As ruínas dessas usinas ainda existem. Algumas foram reaproveitadas como
armazéns ou pequenas fábricas. Ainda não fazem parte do circuito do museu, mas
há planos futuros para integrá-las. “Temos vídeos e imagens. Levar visitantes
para lá seria uma experiência poderosa”, diz ele.
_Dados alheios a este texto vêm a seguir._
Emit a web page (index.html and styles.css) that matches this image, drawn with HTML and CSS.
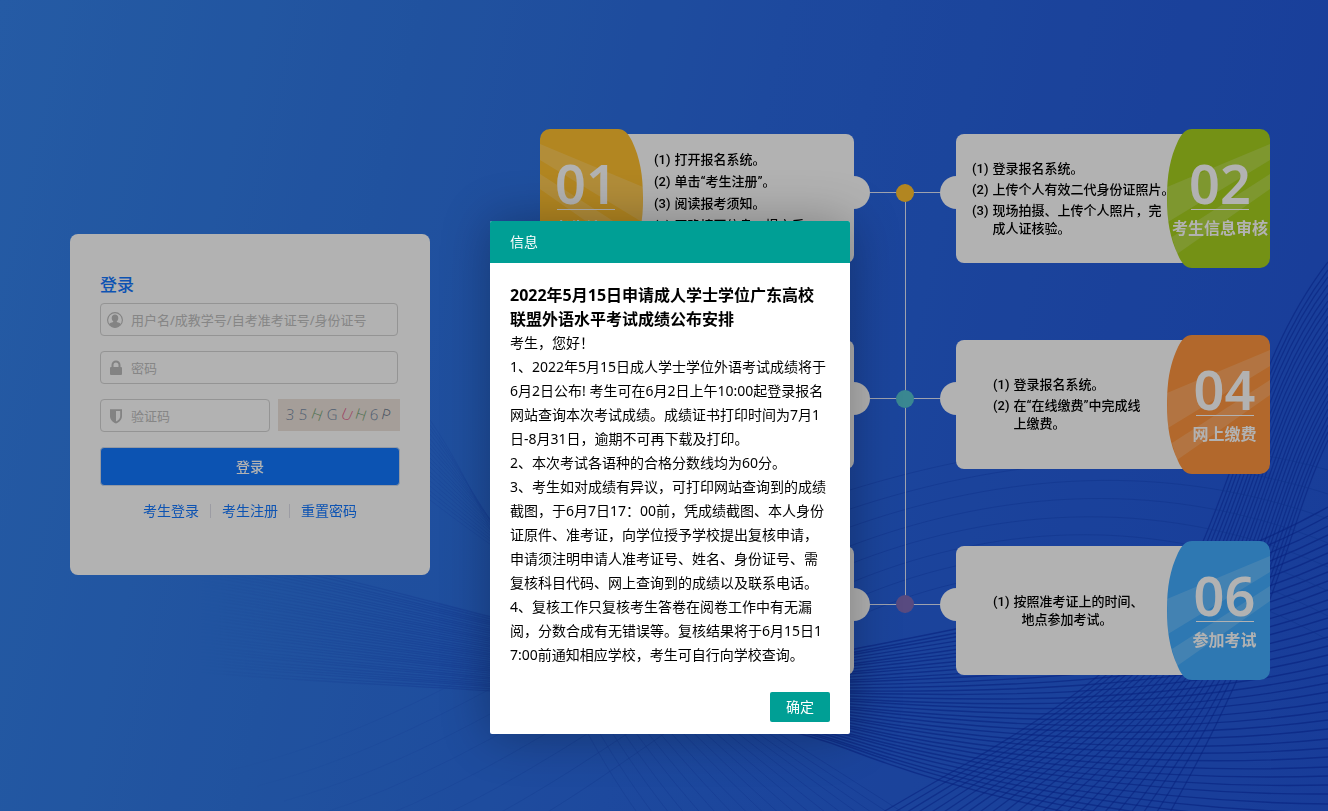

Na parte superior do museu, acessível por uma escada antiga de madeira, está a
casa sertaneja. Quarto, sala, utensílios, fotografia, imagens religiosas. Uma
réplica do modo de vida de famílias do Seridó do século XX. O acesso limitado é
compensado por uma transmissão em tempo real via telão para visitantes com
dificuldades de mobilidade.
Módulo do algodão reconta a idade
dourada da economia de Acari
Foto: Divulgação
A preservação do prédio é um desafio. Construído em 1887, com estrutura de
madeira e barro, exige manutenção constante. Cupins, infiltrações, oscilações
de temperatura. A escada, original, também é alvo de preocupação. A iluminação
ainda é tradicional, mas a equipe sonha com um projeto cênico que valorize as
peças.
O museu também é um espaço de educação patrimonial. Uma cartilha produzida
pelos historiadores do equipamento traz textos acessíveis, fotografias e
propostas pedagógicas. Está disponível em PDF e QR Code, mas ainda não é
amplamente utilizada pelas escolas.
A maioria das visitas escolares vem de Natal, especialmente de escolas
privadas. Também há visitantes de outros estados e até do exterior. Famílias da
região são presença constante. Vaqueiros, em especial, se identificam com o
museu, que celebra a figura do sertanejo como herói histórico da resistência
nordestina.
Durante a tradicional Festa de Agosto, o museu realiza exposições temáticas,
lançamentos de livros e eventos culturais. Em 2025, celebra 35 anos de fundação
com uma programação especial: exposição comemorativa, lançamento de quatro
obras literárias de autores locais e inauguração de um arquivo histórico anexo.
Adriano Campelo também destaca o caráter comunitário do museu. O acervo foi
construído com base em doações espontâneas de moradores. Cada peça possui ficha
de identificação, nome do doador, ano de entrada e histórico. É um museu vivo,
alimentado por laços afetivos.
Adriano Campelo durante visita
guiada com vários estudantes| Foto: Divulgação
Em 2023, o museu foi contemplado com recursos para o projeto “Condutor Local
Mirim”, que formou crianças da rede municipal como guias culturais. No mesmo
ano, foi reconhecido oficialmente como patrimônio histórico e cultural do
Estado do Rio Grande do Norte, por lei sancionada pela governadora.
Para Adriano, esses reconhecimentos e conquistas importam, mas o centro de tudo
está no impacto cotidiano: “O museu conta a história de um povo que lutou e que
luta pela sobrevivência nesse sertão. Isso ajuda a entender o presente e agir
para o futuro.” Na cidade onde um dia o castigo dominava os cômodos, agora se
ensina memória, empatia e pertencimento.